TASK BRIEF
Every record must be repeated exactly, with no omission.

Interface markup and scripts
+ + +
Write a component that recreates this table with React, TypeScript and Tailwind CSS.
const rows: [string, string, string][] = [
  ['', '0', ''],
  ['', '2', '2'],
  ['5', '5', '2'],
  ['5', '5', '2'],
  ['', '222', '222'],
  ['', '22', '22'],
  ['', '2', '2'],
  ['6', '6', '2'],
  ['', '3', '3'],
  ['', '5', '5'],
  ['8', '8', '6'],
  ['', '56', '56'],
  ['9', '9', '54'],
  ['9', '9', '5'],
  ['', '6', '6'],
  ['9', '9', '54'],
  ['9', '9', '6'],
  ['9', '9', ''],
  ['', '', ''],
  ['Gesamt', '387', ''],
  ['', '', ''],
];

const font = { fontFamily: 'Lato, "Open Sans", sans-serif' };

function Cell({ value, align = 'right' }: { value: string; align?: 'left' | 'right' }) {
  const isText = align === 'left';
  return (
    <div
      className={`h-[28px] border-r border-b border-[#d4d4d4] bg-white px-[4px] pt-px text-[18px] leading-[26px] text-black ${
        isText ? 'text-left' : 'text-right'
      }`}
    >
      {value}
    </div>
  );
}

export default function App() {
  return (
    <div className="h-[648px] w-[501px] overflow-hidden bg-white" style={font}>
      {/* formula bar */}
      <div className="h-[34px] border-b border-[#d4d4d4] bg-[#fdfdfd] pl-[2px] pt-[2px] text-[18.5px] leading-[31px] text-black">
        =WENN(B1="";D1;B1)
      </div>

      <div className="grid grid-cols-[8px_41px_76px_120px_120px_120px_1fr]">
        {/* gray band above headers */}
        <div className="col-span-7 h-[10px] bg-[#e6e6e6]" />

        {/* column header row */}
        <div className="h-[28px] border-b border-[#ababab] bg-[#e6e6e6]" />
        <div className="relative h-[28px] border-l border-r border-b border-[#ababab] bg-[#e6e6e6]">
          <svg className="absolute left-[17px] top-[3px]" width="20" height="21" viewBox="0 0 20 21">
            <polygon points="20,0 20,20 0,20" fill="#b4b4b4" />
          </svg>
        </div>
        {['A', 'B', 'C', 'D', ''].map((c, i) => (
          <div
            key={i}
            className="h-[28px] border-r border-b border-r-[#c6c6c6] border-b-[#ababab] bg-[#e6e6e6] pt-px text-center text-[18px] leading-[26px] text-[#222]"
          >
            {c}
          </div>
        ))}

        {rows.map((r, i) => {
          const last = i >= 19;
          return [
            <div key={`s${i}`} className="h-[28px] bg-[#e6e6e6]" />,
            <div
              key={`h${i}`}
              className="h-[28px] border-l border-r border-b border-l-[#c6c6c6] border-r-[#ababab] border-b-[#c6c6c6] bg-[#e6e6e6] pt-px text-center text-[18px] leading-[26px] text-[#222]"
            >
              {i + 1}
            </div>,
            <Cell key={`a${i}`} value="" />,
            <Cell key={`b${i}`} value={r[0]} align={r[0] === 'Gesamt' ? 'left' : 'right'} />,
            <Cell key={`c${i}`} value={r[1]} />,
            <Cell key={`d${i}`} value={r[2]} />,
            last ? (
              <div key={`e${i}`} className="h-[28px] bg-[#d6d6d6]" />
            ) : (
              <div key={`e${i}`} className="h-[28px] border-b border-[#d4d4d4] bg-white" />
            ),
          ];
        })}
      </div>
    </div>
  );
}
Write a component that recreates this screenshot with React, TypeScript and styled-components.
+ + +
ANSWER TO THE EXERCISE
Write a component that recreates this table with React, TypeScript and Tailwind CSS.
const rows: [string, string, string][] = [
  ['', '0', ''],
  ['', '2', '2'],
  ['5', '5', '2'],
  ['5', '5', '2'],
  ['', '222', '222'],
  ['', '22', '22'],
  ['', '2', '2'],
  ['6', '6', '2'],
  ['', '3', '3'],
  ['', '5', '5'],
  ['8', '8', '6'],
  ['', '56', '56'],
  ['9', '9', '54'],
  ['9', '9', '5'],
  ['', '6', '6'],
  ['9', '9', '54'],
  ['9', '9', '6'],
  ['9', '9', ''],
  ['', '', ''],
  ['Gesamt', '387', ''],
  ['', '', ''],
];

const font = { fontFamily: 'Lato, "Open Sans", sans-serif' };

function Cell({ value, align = 'right' }: { value: string; align?: 'left' | 'right' }) {
  const isText = align === 'left';
  return (
    <div
      className={`h-[28px] border-r border-b border-[#d4d4d4] bg-white px-[4px] pt-px text-[18px] leading-[26px] text-black ${
        isText ? 'text-left' : 'text-right'
      }`}
    >
      {value}
    </div>
  );
}

export default function App() {
  return (
    <div className="h-[648px] w-[501px] overflow-hidden bg-white" style={font}>
      {/* formula bar */}
      <div className="h-[34px] border-b border-[#d4d4d4] bg-[#fdfdfd] pl-[2px] pt-[2px] text-[18.5px] leading-[31px] text-black">
        =WENN(B1="";D1;B1)
      </div>

      <div className="grid grid-cols-[8px_41px_76px_120px_120px_120px_1fr]">
        {/* gray band above headers */}
        <div className="col-span-7 h-[10px] bg-[#e6e6e6]" />

        {/* column header row */}
        <div className="h-[28px] border-b border-[#ababab] bg-[#e6e6e6]" />
        <div className="relative h-[28px] border-l border-r border-b border-[#ababab] bg-[#e6e6e6]">
          <svg className="absolute left-[17px] top-[3px]" width="20" height="21" viewBox="0 0 20 21">
            <polygon points="20,0 20,20 0,20" fill="#b4b4b4" />
          </svg>
        </div>
        {['A', 'B', 'C', 'D', ''].map((c, i) => (
          <div
            key={i}
            className="h-[28px] border-r border-b border-r-[#c6c6c6] border-b-[#ababab] bg-[#e6e6e6] pt-px text-center text-[18px] leading-[26px] text-[#222]"
          >
            {c}
          </div>
        ))}

        {rows.map((r, i) => {
          const last = i >= 19;
          return [
            <div key={`s${i}`} className="h-[28px] bg-[#e6e6e6]" />,
            <div
              key={`h${i}`}
              className="h-[28px] border-l border-r border-b border-l-[#c6c6c6] border-r-[#ababab] border-b-[#c6c6c6] bg-[#e6e6e6] pt-px text-center text-[18px] leading-[26px] text-[#222]"
            >
              {i + 1}
            </div>,
            <Cell key={`a${i}`} value="" />,
            <Cell key={`b${i}`} value={r[0]} align={r[0] === 'Gesamt' ? 'left' : 'right'} />,
            <Cell key={`c${i}`} value={r[1]} />,
            <Cell key={`d${i}`} value={r[2]} />,
            last ? (
              <div key={`e${i}`} className="h-[28px] bg-[#d6d6d6]" />
            ) : (
              <div key={`e${i}`} className="h-[28px] border-b border-[#d4d4d4] bg-white" />
            ),
          ];
        })}
      </div>
    </div>
  );
}
Write a component that recreates this screenshot with React, TypeScript and styled-components.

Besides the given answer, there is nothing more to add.